Cruise ships are basically cradles for grown-ups. -me
Underground and Overjoyed
I will say this about being towed into the port of Bermuda: HGNGHHHHGHGHSHHHGSHIOEP;OGKN!!
I could try to describe this sight in a profound and deeply poetic way, but there’s truly no way to put into words the intensity of the blues, the crispness of the beaches and the richness of the island’s culture.
What I will put into words is the excursion that Amy and I decided on for our day in Bermuda: cave exploring. Yeah. I know. I’ve heard it from a bunch of people that I traveled how far across the Atlantic Ocean, to an infamously pink-sanded beach island to go…underground?
In the words of Jughead Jones, “I’m weird. I’m a weirdo.”
Let me tell you this though. If you are not the adventurous type who wants to head out onto the water in a wild catamaran or go scuba diving, but instead take in the local culture and history, might I recommend the cave exploration excursion in Bermuda? I might.

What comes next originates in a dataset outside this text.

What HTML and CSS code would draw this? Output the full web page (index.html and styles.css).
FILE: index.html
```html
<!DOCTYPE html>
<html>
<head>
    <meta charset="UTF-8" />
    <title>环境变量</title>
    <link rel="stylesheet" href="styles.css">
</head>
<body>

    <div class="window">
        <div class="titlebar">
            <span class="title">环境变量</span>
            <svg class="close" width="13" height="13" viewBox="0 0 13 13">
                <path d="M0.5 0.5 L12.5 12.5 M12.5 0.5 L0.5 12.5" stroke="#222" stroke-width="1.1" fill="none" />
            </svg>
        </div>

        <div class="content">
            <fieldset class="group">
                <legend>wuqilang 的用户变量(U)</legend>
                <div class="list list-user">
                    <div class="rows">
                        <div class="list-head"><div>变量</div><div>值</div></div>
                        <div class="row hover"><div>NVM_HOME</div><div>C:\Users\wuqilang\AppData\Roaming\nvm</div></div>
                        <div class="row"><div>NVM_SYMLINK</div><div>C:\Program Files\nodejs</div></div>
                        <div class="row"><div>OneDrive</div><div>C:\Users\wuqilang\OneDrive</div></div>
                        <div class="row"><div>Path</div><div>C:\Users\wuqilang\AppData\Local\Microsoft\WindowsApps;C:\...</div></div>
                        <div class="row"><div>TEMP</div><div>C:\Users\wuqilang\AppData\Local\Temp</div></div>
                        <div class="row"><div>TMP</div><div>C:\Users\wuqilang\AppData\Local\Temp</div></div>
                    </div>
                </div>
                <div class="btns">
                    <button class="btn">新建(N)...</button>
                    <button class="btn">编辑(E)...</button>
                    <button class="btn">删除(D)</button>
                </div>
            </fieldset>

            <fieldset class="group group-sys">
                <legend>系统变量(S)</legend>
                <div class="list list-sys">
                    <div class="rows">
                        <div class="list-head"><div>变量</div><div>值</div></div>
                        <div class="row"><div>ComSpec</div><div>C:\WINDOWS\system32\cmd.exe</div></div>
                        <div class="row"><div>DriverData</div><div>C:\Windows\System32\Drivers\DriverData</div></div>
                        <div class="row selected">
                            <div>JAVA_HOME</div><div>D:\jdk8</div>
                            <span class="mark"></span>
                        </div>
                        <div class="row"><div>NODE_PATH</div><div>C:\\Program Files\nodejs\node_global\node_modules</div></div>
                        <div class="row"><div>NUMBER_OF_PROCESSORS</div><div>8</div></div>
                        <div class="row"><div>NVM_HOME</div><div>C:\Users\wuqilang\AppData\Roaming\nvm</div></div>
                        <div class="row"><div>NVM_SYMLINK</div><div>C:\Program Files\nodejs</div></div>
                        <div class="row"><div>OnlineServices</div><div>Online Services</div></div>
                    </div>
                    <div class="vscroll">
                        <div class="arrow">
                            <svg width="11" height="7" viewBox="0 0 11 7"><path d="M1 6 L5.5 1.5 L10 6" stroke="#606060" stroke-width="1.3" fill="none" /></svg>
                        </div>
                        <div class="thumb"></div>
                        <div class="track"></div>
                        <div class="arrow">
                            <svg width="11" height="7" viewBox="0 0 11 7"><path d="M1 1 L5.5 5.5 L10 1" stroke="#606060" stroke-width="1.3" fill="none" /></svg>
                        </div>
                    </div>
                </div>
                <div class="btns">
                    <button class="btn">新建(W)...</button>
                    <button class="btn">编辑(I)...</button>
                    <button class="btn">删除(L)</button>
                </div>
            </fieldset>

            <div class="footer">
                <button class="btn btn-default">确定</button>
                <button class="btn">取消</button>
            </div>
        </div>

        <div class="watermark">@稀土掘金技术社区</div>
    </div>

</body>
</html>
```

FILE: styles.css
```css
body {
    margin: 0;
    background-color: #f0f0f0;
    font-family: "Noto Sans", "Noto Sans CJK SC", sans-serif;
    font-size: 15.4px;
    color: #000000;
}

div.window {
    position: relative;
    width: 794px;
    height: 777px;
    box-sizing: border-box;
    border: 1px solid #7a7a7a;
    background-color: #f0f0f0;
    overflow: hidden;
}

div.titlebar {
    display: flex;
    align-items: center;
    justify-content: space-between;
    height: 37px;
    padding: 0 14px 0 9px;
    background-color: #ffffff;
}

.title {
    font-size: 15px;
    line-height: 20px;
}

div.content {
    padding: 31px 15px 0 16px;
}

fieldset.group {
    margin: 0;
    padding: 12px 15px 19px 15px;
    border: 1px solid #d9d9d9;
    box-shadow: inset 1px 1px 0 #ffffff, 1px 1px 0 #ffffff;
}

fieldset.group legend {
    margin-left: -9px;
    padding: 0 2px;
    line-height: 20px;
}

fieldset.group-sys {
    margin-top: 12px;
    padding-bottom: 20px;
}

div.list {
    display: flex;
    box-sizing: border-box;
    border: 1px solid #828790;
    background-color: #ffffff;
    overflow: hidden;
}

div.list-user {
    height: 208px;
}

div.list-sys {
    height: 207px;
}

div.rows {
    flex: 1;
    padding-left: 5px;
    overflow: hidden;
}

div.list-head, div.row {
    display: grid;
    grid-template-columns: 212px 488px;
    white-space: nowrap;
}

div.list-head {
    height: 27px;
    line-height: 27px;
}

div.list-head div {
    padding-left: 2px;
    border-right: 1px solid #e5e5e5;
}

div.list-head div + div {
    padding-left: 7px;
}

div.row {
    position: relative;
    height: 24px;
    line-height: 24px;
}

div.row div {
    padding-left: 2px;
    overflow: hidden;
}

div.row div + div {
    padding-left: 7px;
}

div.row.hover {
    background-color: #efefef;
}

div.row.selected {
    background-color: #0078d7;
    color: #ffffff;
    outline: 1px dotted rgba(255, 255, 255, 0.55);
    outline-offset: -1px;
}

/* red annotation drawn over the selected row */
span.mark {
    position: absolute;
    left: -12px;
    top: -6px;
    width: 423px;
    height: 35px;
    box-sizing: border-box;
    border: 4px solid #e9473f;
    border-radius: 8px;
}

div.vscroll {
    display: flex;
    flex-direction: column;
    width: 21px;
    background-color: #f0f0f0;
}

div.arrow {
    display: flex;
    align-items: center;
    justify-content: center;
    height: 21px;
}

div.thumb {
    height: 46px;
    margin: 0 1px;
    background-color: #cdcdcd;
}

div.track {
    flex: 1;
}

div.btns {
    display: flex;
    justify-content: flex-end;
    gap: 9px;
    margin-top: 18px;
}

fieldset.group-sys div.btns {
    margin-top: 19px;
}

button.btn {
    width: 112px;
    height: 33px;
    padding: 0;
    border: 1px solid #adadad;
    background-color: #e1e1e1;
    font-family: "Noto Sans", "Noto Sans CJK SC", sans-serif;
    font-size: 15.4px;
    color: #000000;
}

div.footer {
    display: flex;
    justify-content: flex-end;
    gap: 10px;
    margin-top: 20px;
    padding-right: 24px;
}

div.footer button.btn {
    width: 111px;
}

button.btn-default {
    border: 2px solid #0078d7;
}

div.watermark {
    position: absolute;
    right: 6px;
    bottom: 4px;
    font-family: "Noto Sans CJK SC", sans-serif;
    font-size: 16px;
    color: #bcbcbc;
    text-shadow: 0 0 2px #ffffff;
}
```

In fact, I very much do recommend it.
I mean…look at this cave.
And then look almost 200 feet above this cave is a view from a lighthouse window…
And then from high atop the island of Bermuda…
And a view up into the life-giving sky above…
But first…let us take a selfie
Now for that incredible, 180-ish steps to the top view into the big bad sky…
Sailing, It Takes Me Away
In conclusion, I am sold. Convinced. Obsessed with cruising. I’ve given myself the permission to live unapologetically with care, compassion, love and good vibes that permeate from deep within as opposed to being filled by those things that decide to ricochet off my person when it works for the ricocheting. At sea, I feel most capable of consciously rejecting or absorbing the energies that are brought my way. Whether that’s a thought, a person, a life decision, or a career pivot, I am swept away in the rough and smooth current of the ocean.
It is infinitely unapologetic and I think we could all take a few cues from it ourselves.